During the march from Centennial Olympic Park to the CNN Center, demonstrators condemned the violence, expressed solidarity with Georgia's Rohingya residents, and called on U.S. Senators David Perdue and Johnny Isakson to support Senate Resolution 250, which would condemn the Burmese government's violence.
"Georgia can also play in stopping Myanmar's campaign of ethnic cleansing," event organizers said in a statement. "We ask every Georgian to call Senator Johnny Isakson at 202-224-3643, as well as Senator David Perdue at 202-224-3521, and ask them to join Senator John McCain in co-sponsoring Senate Resolution 250."
The Burmese Rohingya Community of Georgia, Inc. (BRCG) and CAIR Georgia also released an electronic file documenting some of the violence the Burmese government has allegedly committed against its Rohingya Muslim population in recent weeks, including acts of torture, arson and murder.

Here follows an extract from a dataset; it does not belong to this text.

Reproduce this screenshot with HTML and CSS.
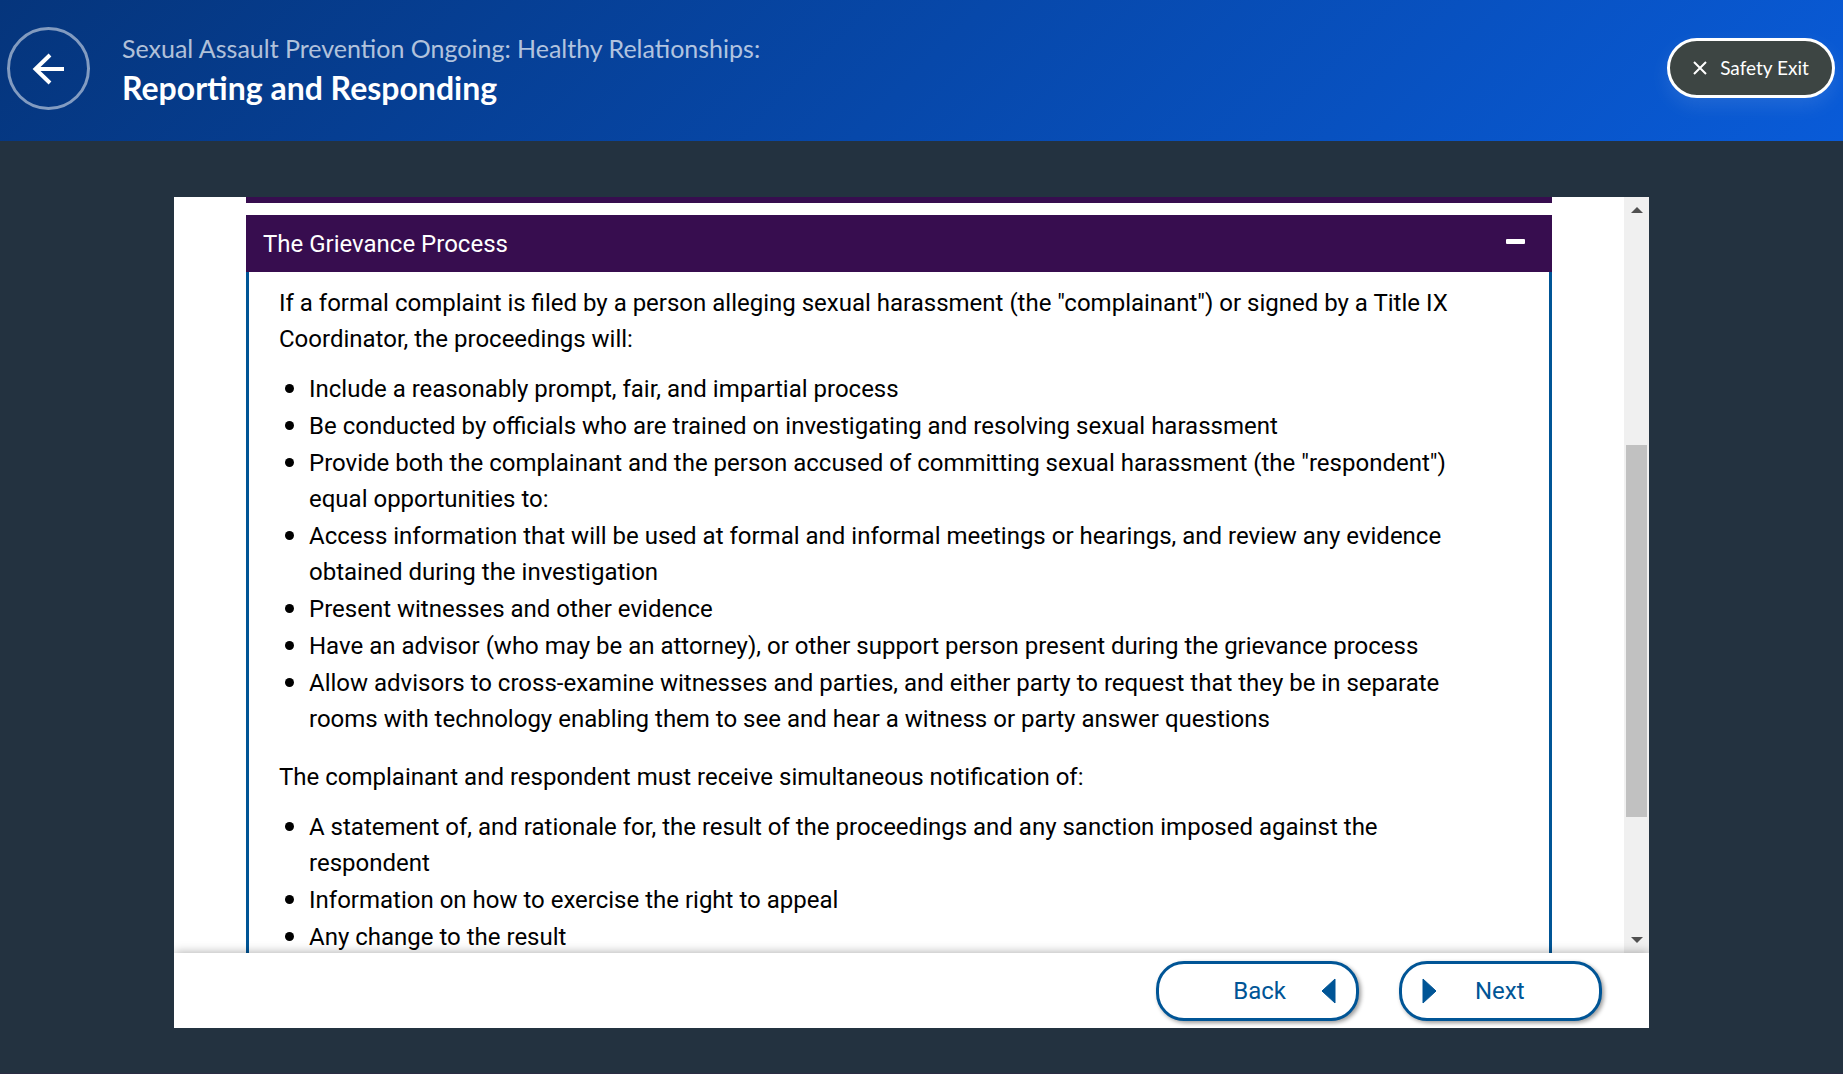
FILE: index.html
```html
<!DOCTYPE html>
<html lang="en">
<head>
<meta charset="utf-8">
<title>Reporting and Responding</title>
<link rel="stylesheet" href="styles.css">
</head>
<body>
<header class="topbar">
  <button class="back-circle" type="button" aria-label="Back to course">
    <svg class="arrow" viewBox="0 0 34 32" aria-hidden="true"><path d="M32 16H3M18 2L3.500 16L18 30"/></svg>
  </button>
  <div class="titles">
    <p class="course">Sexual Assault Prevention Ongoing: Healthy Relationships:</p>
    <h1 class="module">Reporting and Responding</h1>
  </div>
  <button class="safety-exit" type="button">
    <svg class="cross" viewBox="0 0 14 14" aria-hidden="true"><path d="M1 1L13 13M13 1L1 13"/></svg>
    Safety Exit
  </button>
</header>
<main class="main">
  <div class="stage">
    <div class="viewport">
      <div class="content">
        <div class="previous-panel"></div>
        <section class="panel">
          <h2 class="panel-title">
            <button class="panel-toggle" type="button" aria-expanded="true">The Grievance Process<span class="minus"></span></button>
          </h2>
          <div class="panel-body">
            <p class="text">If a formal complaint is filed by a person alleging sexual harassment (the "complainant") or signed by a Title IX Coordinator, the proceedings will:</p>
            <ul class="list">
              <li>Include a reasonably prompt, fair, and impartial process</li>
              <li>Be conducted by officials who are trained on investigating and resolving sexual harassment</li>
              <li>Provide both the complainant and the person accused of committing sexual harassment (the "respondent") equal opportunities to:</li>
              <li>Access information that will be used at formal and informal meetings or hearings, and review any evidence obtained during the investigation</li>
              <li>Present witnesses and other evidence</li>
              <li>Have an advisor (who may be an attorney), or other support person present during the grievance process</li>
              <li>Allow advisors to cross-examine witnesses and parties, and either party to request that they be in separate rooms with technology enabling them to see and hear a witness or party answer questions</li>
            </ul>
            <p class="text">The complainant and respondent must receive simultaneous notification of:</p>
            <ul class="list">
              <li>A statement of, and rationale for, the result of the proceedings and any sanction imposed against the respondent</li>
              <li>Information on how to exercise the right to appeal</li>
              <li>Any change to the result</li>
            </ul>
          </div>
        </section>
      </div>
      <div class="scrollbar" aria-hidden="true">
        <svg class="scroll-arrow" viewBox="0 0 12 6"><path d="M0 6L6 0L12 6Z"/></svg>
        <div class="track"><div class="thumb"></div></div>
        <svg class="scroll-arrow" viewBox="0 0 12 6"><path d="M0 0L6 6L12 0Z"/></svg>
      </div>
    </div>
    <nav class="controls">
      <button class="nav-button back" type="button">Back<svg class="triangle" viewBox="0 0 15 26" aria-hidden="true"><path d="M14 1V25L1 13Z"/></svg></button>
      <button class="nav-button next" type="button"><svg class="triangle" viewBox="0 0 15 26" aria-hidden="true"><path d="M1 1V25L14 13Z"/></svg>Next</button>
    </nav>
  </div>
</main>
</body>
</html>
```
FILE: styles.css
```css
* { box-sizing: border-box; }

body {
  margin: 0;
  height: 100vh;
  display: flex;
  flex-direction: column;
  background: #233240;
  font-family: Roboto, "Liberation Sans", sans-serif;
}

button { font: inherit; cursor: pointer; }

.topbar {
  display: flex;
  align-items: center;
  gap: 32px;
  height: 141px;
  padding: 0 8px 6px 7px;
  background: linear-gradient(135deg, #05357c, #095bd8);
  color: #fff;
  font-family: Lato, "Open Sans", sans-serif;
}

.back-circle {
  display: flex;
  align-items: center;
  justify-content: center;
  width: 83px;
  height: 83px;
  margin-top: 2px;
  padding: 0;
  border: 3px solid rgba(255, 255, 255, 0.5);
  border-radius: 50%;
  background: none;
}

.arrow { width: 34px; height: 32px; }
.arrow path { fill: none; stroke: #fff; stroke-width: 4; }

.titles { flex: 1; }

.course {
  margin: 0;
  font-size: 25px;
  line-height: 40px;
  color: rgba(255, 255, 255, 0.7);
}

.module {
  margin: 0;
  font-size: 32px;
  line-height: 40px;
  font-weight: 700;
}

.safety-exit {
  display: flex;
  align-items: center;
  justify-content: center;
  gap: 13px;
  width: 168px;
  height: 60px;
  padding: 0;
  border: 3px solid #fff;
  border-radius: 30px;
  background: #3d4543;
  box-shadow: 0 8px 20px rgba(255, 255, 255, 0.1);
  color: #fff;
  font-size: 19px;
}

.cross { width: 14px; height: 14px; }
.cross path { stroke: #fff; stroke-width: 2; }

.main {
  flex: 1;
  min-height: 0;
  display: flex;
  padding: 56px 194px 46px 174px;
  box-shadow: inset 0 -1px #2a2b42;
}

.stage {
  flex: 1;
  display: flex;
  flex-direction: column;
  background: #fff;
}

.viewport {
  flex: 1;
  min-height: 0;
  display: flex;
}

.content {
  flex: 1;
  min-height: 0;
  padding: 0 72px;
  overflow: hidden;
}

.previous-panel {
  height: 6px;
  margin-bottom: 12px;
  background: #370d4f;
}

.panel-title { margin: 0; }

.panel-toggle {
  display: flex;
  align-items: center;
  justify-content: space-between;
  width: 100%;
  height: 57px;
  padding: 0 27px 0 17px;
  border: 0;
  background: #370d4f;
  color: #fff;
  font-size: 24px;
  font-weight: 400;
}

.minus {
  width: 19px;
  height: 5px;
  margin-bottom: 5px;
  border-radius: 1px;
  background: #fff;
}

.panel-body {
  padding: 13px 50px 40px 30px;
  border: 3px solid #005596;
  border-top: 0;
  color: #000;
  font-size: 24px;
  line-height: 36px;
}

.text { margin: 0; }

.list {
  display: flex;
  flex-direction: column;
  gap: 1px;
  margin: 14px 0 22px;
  padding-left: 6px;
  list-style: none;
}

.list li { display: flex; }

.list li::before {
  content: "";
  flex: none;
  width: 9px;
  height: 9px;
  margin: 13px 15px 0 0;
  border-radius: 50%;
  background: #000;
}

.scrollbar {
  display: flex;
  flex-direction: column;
  align-items: center;
  width: 25px;
  padding: 10px 2px;
  background: #f0f0f0;
}

.scroll-arrow { width: 12px; height: 6px; fill: #505050; }

.track { flex: 1; width: 100%; padding-top: 232px; }

.thumb { height: 372px; background: #c1c1c1; }

.controls {
  position: relative;
  display: flex;
  justify-content: flex-end;
  gap: 40px;
  padding: 8px 47px 7px;
  background: #fff;
  box-shadow: 0 0 10px rgba(0, 0, 0, 0.35);
  clip-path: inset(-12px 0 0 0);
}

.nav-button {
  display: flex;
  align-items: center;
  width: 203px;
  height: 60px;
  padding: 0 20px;
  border: 3px solid #005596;
  border-radius: 28px;
  background: #fff;
  box-shadow: 2px 2px 4px rgba(0, 0, 0, 0.4);
  color: #005596;
  font-size: 24px;
}

.back { justify-content: flex-end; gap: 35px; }
.next { gap: 38px; }

.triangle {
  width: 15px;
  height: 26px;
  fill: #005596;
  stroke: #005596;
  stroke-width: 1;
  stroke-linejoin: round;
}
```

Over the past several weeks, Burmese soldiers and mobs have traveled through Rohingya villages in Myanmar, burning down homes and displacing 300,00 people along the way. CAIR Georgia and the Burmese Rohingya Community have sifted through online photos and footage of the violence to identify, verify, and compile evidence of it, which is being released to the public.
VIDEO & PHOTOS: Alleged Attacks On Rohingya Muslims (Warning - Very Graphic)

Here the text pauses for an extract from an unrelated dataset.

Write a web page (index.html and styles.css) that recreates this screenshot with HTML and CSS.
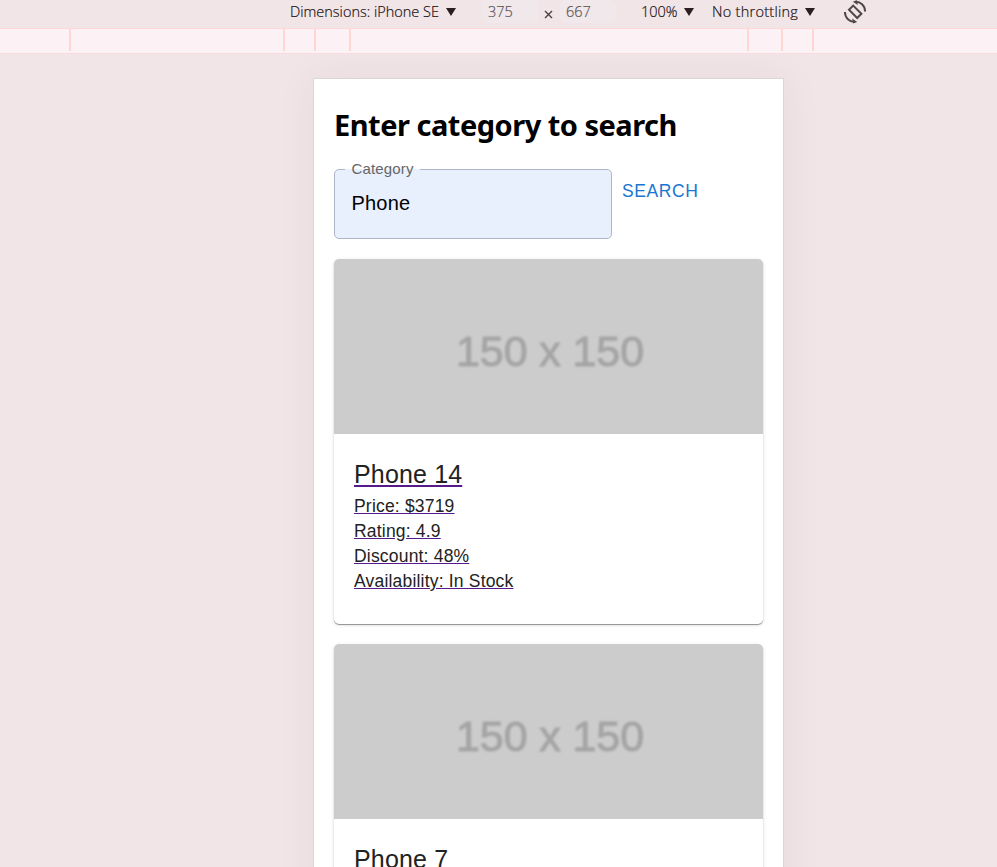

"The world failed to intervene in Rwanda. The world failed to intervene in Srbrenica. The world still has a chance to act in Myanmar," said Edward Ahmed Mitchell, executive director of CAIR Georgia.
In a Sep. 12th letters sent to Senators Isakson and Perdue, the Georgia chapter of the Council on American-Islamic Relations and the Burmese Rohingya Community of Georgia, Inc. encouraged them to support John McCain's Senate Resolution 250. So far, Senate Majority Leader Mitch McConnell has refused to bring the resolution to the Senate floor for a vote.
The Obama Administration eased financial sanctions in Myanmar in 2012, after its authoritarian government freed some political prisoners and allowed elections. However, Burma has since escalated its ethnic cleansing of Rohingya Muslims, who the government does not recognize as citizens.
"Although the United States cannot and should not intervene in every global humanitarian crisis, our nation has a unique opportunity and obligation to stop the Burmese regime before this violence escalates from ethnic cleansing into an outright genocide," Mitchell said.
The Atlanta march was organized and co-sponsored by numerous Georgia organizations and mosques, including CAIR Georgia, the Burmese Rohingya Community of Georgia, Roswell Community Masjid, Hamzah Islamic Center, Al-Farooq Masjid, ICNA Atlanta, AtlantaMuslim.com, Asian Americans Advancing Justice, and Masjid Al-Furqan (West Cobb Islamic Center), among others.